Mereka tetap menjadi klub yang disegani di Serie A sepanjang 1990-an dan awal 2000-an, tetapi belum masuk jajaran elit. Namun satu hal yang konsisten adalah fokus klub pada pembinaan pemain muda, terutama lewat akademi sepak bola mereka yang disebut-sebut sebagai salah satu yang terbaik di Italia.
Era Keemasan di Bawah Gian Piero Gasperini
Segalanya berubah drastis sejak 2016, ketika Atalanta menunjuk Gian Piero Gasperini sebagai pelatih kepala. Gasperini membawa filosofi permainan yang agresif, menyerang, dan atraktif, dengan formasi 3-4-3 yang fleksibel dan fokus pada kerja sama tim.

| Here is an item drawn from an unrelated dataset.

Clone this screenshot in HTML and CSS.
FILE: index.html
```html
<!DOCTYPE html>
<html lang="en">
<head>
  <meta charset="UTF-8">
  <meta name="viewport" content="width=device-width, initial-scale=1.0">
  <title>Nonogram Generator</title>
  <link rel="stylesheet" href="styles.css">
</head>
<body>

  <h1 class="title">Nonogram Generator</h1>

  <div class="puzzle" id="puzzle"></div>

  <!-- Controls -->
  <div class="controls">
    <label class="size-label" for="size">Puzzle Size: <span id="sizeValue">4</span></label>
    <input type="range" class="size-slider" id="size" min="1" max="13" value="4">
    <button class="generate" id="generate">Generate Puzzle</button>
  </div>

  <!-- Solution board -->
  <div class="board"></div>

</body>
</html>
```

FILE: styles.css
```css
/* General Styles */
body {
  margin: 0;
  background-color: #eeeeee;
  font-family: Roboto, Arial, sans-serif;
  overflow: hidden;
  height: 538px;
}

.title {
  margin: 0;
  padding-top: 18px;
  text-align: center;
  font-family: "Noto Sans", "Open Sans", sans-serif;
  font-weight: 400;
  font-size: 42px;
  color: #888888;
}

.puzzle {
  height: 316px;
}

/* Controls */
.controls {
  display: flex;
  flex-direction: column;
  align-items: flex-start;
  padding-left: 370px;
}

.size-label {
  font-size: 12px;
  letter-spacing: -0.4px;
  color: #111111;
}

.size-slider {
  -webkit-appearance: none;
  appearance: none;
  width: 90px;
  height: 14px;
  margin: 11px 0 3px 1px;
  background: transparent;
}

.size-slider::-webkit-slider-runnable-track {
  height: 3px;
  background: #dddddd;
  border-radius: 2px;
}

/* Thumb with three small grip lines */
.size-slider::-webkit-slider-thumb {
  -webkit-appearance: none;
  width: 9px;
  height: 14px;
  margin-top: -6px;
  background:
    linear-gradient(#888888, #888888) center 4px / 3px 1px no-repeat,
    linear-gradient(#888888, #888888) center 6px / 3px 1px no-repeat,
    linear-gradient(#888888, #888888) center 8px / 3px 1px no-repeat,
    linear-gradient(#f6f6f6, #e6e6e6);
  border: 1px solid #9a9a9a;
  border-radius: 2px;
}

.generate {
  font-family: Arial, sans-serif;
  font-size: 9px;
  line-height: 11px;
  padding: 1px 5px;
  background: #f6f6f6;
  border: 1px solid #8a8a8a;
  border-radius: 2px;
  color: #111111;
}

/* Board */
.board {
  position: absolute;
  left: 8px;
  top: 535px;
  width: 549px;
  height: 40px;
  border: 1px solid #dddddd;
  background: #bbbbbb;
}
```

Di bawah Gasperini, Atalanta menjelma menjadi tim paling subur di Serie A, bahkan mengalahkan klub-klub besar seperti Juventus, AC Milan, dan Inter dalam hal jumlah gol. Mereka mulai lolos ke kompetisi Eropa secara konsisten dan mencatatkan sejarah ketika:
2019–2020: Atalanta mencapai perempat final Liga Champions UEFA, hanya kalah tipis dari Paris Saint-Germain dalam laga dramatis.
2018–2021: Mereka finis tiga musim berturut-turut di posisi ketiga Serie A, suatu pencapaian yang luar biasa mengingat keterbatasan finansial klub.
Membentuk trio mematikan seperti Duván Zapata, Josip Iličić, dan Papu Gómez (yang kemudian pindah), serta mengorbitkan pemain muda seperti Robin Gosens, Matteo Pessina, dan Teun Koopmeiners.
Cinta Kota dan Identitas Lokal
Yang membuat Atalanta unik adalah hubungannya yang kuat dengan kota Bergamo. Penduduk lokal sangat fanatik terhadap klub ini, menjadikannya lebih dari sekadar tim sepak bola—tapi simbol identitas, perjuangan kelas pekerja, dan semangat lokalisme. Stadion mereka, Gewiss Stadium (sebelumnya Stadio Atleti Azzurri d’Italia), direnovasi secara bertahap demi meningkatkan kenyamanan sekaligus mempertahankan kedekatan dengan para suporter.
Meskipun sempat ditinggal beberapa pemain kunci, Atalanta terus mampu membangun kembali skuad dengan cermat, berkat strategi transfer yang efisien dan pembinaan yang luar biasa. Filosofi Gasperini tetap dipertahankan, dan mereka masih menjadi penantang serius baik di liga domestik maupun di Eropa.
Penutup
Atalanta kini dikenal sebagai simbol bagaimana klub kecil bisa bermetamorfosis menjadi raksasa baru melalui kerja keras, filosofi jelas, dan kepercayaan terhadap sistem pembinaan. Mereka bukan hanya sekadar kejutan, tapi juga bukti bahwa sepak bola modern masih bisa menyisakan ruang bagi idealisme dan semangat kolektif. Dari kota kecil di Lombardy, Atalanta telah membuat seluruh Eropa melihat dan mengagumi—“La Dea” memang telah bangkit.